9.8 Relationship of Parties. The parties to this Agreement are independent contractors; there is no relationship of agency, partnership, joint venture, employment, or franchise between the parties. Neither party has the authority to bind the other or to incur any obligation on its behalf.
9.9 Force Majeure. If a Force Majeure Event occurs, the party unable to perform (the “Nonperforming Party”) is excused from performing whatever is prevented by the Force Majeure Event to the extent so prevented, and satisfying whatever conditions precedent to the other party’s obligations that cannot be satisfied. A Force Majeure Event does not excuse the payment of money. When the Nonperforming Party is able to resume performance of its obligations under this Agreement, or satisfy the conditions precedent to the performing party’s obligations, it shall immediately do so. The relief offered by this section is the exclusive remedy available to the performing party with respect to a Force Majeure Event. Neither party will have the right to claim damages or to terminate this Agreement as a result of a Force Majeure Event.

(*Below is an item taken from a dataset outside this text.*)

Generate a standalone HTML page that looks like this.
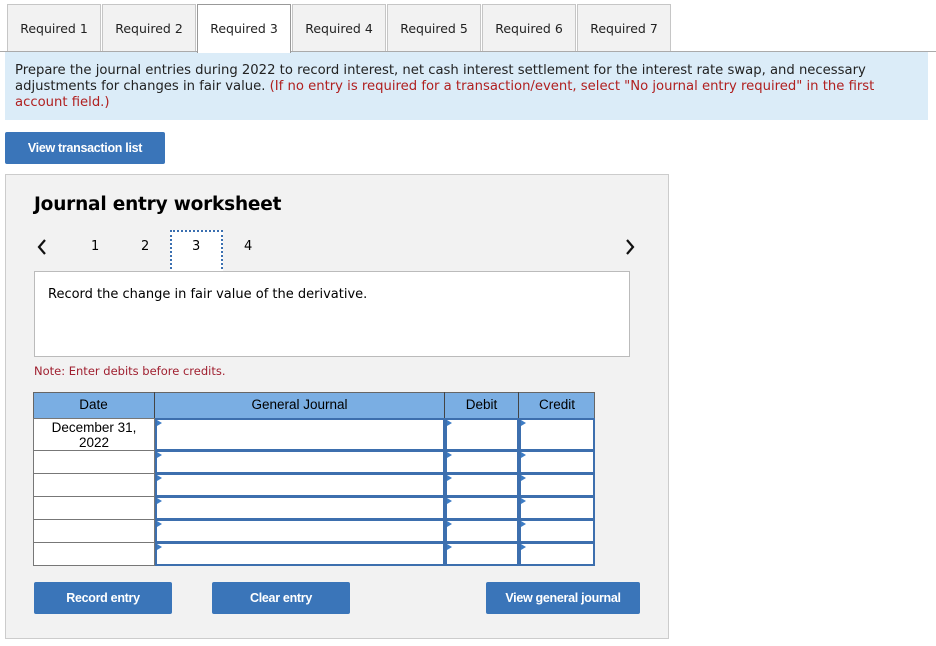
<!DOCTYPE html>
<html><head><style>
*{box-sizing:border-box;margin:0;padding:0}
body{width:936px;height:646px;background:#fff;position:relative;font-family:"DejaVu Sans","Liberation Sans",sans-serif;font-size:13px;color:#000;overflow:hidden}
.a{position:absolute}
.tab{position:absolute;top:4px;height:48px;width:94px;background:#f2f2f2;border:1px solid #c6c6c6;border-bottom:none;font-size:12.5px;text-align:center;line-height:48px;color:#222}
.tab.on{background:#fff;border:1px solid #999;border-bottom:none;height:49px;z-index:2}
.btn{position:absolute;background:#3a75b9;color:#fff;font-family:"Liberation Sans",sans-serif;font-weight:bold;font-size:12.5px;text-align:center;border-radius:2px;letter-spacing:-0.3px}
.c{position:absolute;background:#fff;border:2px solid #3d6fae}
.c:before{content:"";position:absolute;left:0;top:0;border-left:5px solid #3d7cc4;border-top:3.5px solid transparent;border-bottom:3.5px solid transparent}
.d{position:absolute;left:33px;width:122px;background:#fff;border:1px solid #777}
</style></head><body>
<div class="tab" style="left:7px">Required 1</div>
<div class="tab" style="left:102px">Required 2</div>
<div class="tab on" style="left:197px">Required 3</div>
<div class="tab" style="left:292px">Required 4</div>
<div class="tab" style="left:387px">Required 5</div>
<div class="tab" style="left:482px">Required 6</div>
<div class="tab" style="left:577px">Required 7</div>
<div class="a" style="left:0;top:51px;width:936px;height:1px;background:#aaa"></div>
<div class="a" style="left:5px;top:52px;width:923px;height:68px;background:#dbecf8;padding:11px 45px 11px 10px;line-height:16px;font-size:13.2px;color:#222">Prepare the journal entries during 2022 to record interest, net cash interest settlement for the interest rate swap, and necessary adjustments for changes in fair value. <span style="color:#b02020">(If no entry is required for a transaction/event, select "No journal entry required" in the first account field.)</span></div>
<div class="btn" style="left:5px;top:132px;width:160px;height:32px;line-height:32px">View transaction list</div>
<div class="a" style="left:5px;top:174px;width:664px;height:465px;background:#f2f2f2;border:1px solid #ccc"></div>
<div class="a" style="left:34px;top:194px;font-size:18.5px;font-weight:bold;letter-spacing:-0.2px">Journal entry worksheet</div>
<svg class="a" style="left:36px;top:238px" width="12" height="18"><path d="M9 2 L3 9 L9 16" fill="none" stroke="#111" stroke-width="2.2"/></svg>
<svg class="a" style="left:624px;top:238px" width="12" height="18"><path d="M3 2 L9 9 L3 16" fill="none" stroke="#111" stroke-width="2.2"/></svg>
<div class="a" style="left:91px;top:239px">1</div>
<div class="a" style="left:141px;top:239px">2</div>
<div class="a" style="left:170px;top:230px;width:53px;height:43px;background:#fff;border:2px dotted #3a6fb0"></div>
<div class="a" style="left:192px;top:239px">3</div>
<div class="a" style="left:244px;top:239px">4</div>
<div class="a" style="left:34px;top:271px;width:596px;height:86px;background:#fff;border:1px solid #bbb;padding:15px 13px">Record the change in fair value of the derivative.</div>
<div class="a" style="left:34px;top:364px;font-size:11.5px;color:#a02030">Note: Enter debits before credits.</div>
<div class="a" style="left:33px;top:392px;width:562px;height:27px;background:#7aaee3;border:1px solid #666"></div>
<div class="a" style="left:33px;top:392px;width:122px;height:27px;line-height:26px;text-align:center;font-family:'Liberation Sans';font-size:13.5px;border-right:1px solid #444">Date</div>
<div class="a" style="left:155px;top:392px;width:290px;height:27px;line-height:26px;text-align:center;font-family:'Liberation Sans';font-size:13.5px;border-right:1px solid #444">General Journal</div>
<div class="a" style="left:445px;top:392px;width:74px;height:27px;line-height:26px;text-align:center;font-family:'Liberation Sans';font-size:13.5px;border-right:1px solid #444">Debit</div>
<div class="a" style="left:519px;top:392px;width:76px;height:27px;line-height:26px;text-align:center;font-family:'Liberation Sans';font-size:13.5px">Credit</div>
<div class="a" style="left:33px;top:418px;width:562px;height:1px;background:#222"></div>
<div class="d" style="top:418px;height:33px;text-align:center;font-family:'Liberation Sans';font-size:13.5px;line-height:15px;padding-top:1px">December 31,<br>2022</div>
<div class="d" style="top:450px;height:24px"></div>
<div class="d" style="top:473px;height:24px"></div>
<div class="d" style="top:496px;height:24px"></div>
<div class="d" style="top:519px;height:24px"></div>
<div class="d" style="top:542px;height:24px"></div>
<div class="c" style="left:155px;top:418px;width:290px;height:33px"></div><div class="c" style="left:445px;top:418px;width:74px;height:33px"></div><div class="c" style="left:519px;top:418px;width:76px;height:33px"></div>
<div class="c" style="left:155px;top:450px;width:290px;height:24px"></div><div class="c" style="left:445px;top:450px;width:74px;height:24px"></div><div class="c" style="left:519px;top:450px;width:76px;height:24px"></div>
<div class="c" style="left:155px;top:473px;width:290px;height:24px"></div><div class="c" style="left:445px;top:473px;width:74px;height:24px"></div><div class="c" style="left:519px;top:473px;width:76px;height:24px"></div>
<div class="c" style="left:155px;top:496px;width:290px;height:24px"></div><div class="c" style="left:445px;top:496px;width:74px;height:24px"></div><div class="c" style="left:519px;top:496px;width:76px;height:24px"></div>
<div class="c" style="left:155px;top:519px;width:290px;height:24px"></div><div class="c" style="left:445px;top:519px;width:74px;height:24px"></div><div class="c" style="left:519px;top:519px;width:76px;height:24px"></div>
<div class="c" style="left:155px;top:542px;width:290px;height:24px"></div><div class="c" style="left:445px;top:542px;width:74px;height:24px"></div><div class="c" style="left:519px;top:542px;width:76px;height:24px"></div>
<div class="btn" style="left:34px;top:582px;width:138px;height:32px;line-height:32px">Record entry</div>
<div class="btn" style="left:212px;top:582px;width:138px;height:32px;line-height:32px">Clear entry</div>
<div class="btn" style="left:486px;top:582px;width:154px;height:32px;line-height:32px">View general journal</div>
</body></html>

9.10 Headings. The descriptive headings of the sections and subsections of this Agreement are for convenience of reference only. They do not constitute a part of this Agreement and do not affect this Agreement’s construction or interpretation.
9.11 Counterparts. If the parties sign this Agreement in counterparts, each counterpart constitutes an original, and all counterparts, collectively, constitute only one agreement. The signatures of all the parties need not appear on the same counterpart, and delivery of a signed counterpart signature page by fax or other electronic transmission is as effective as signing and delivering an original.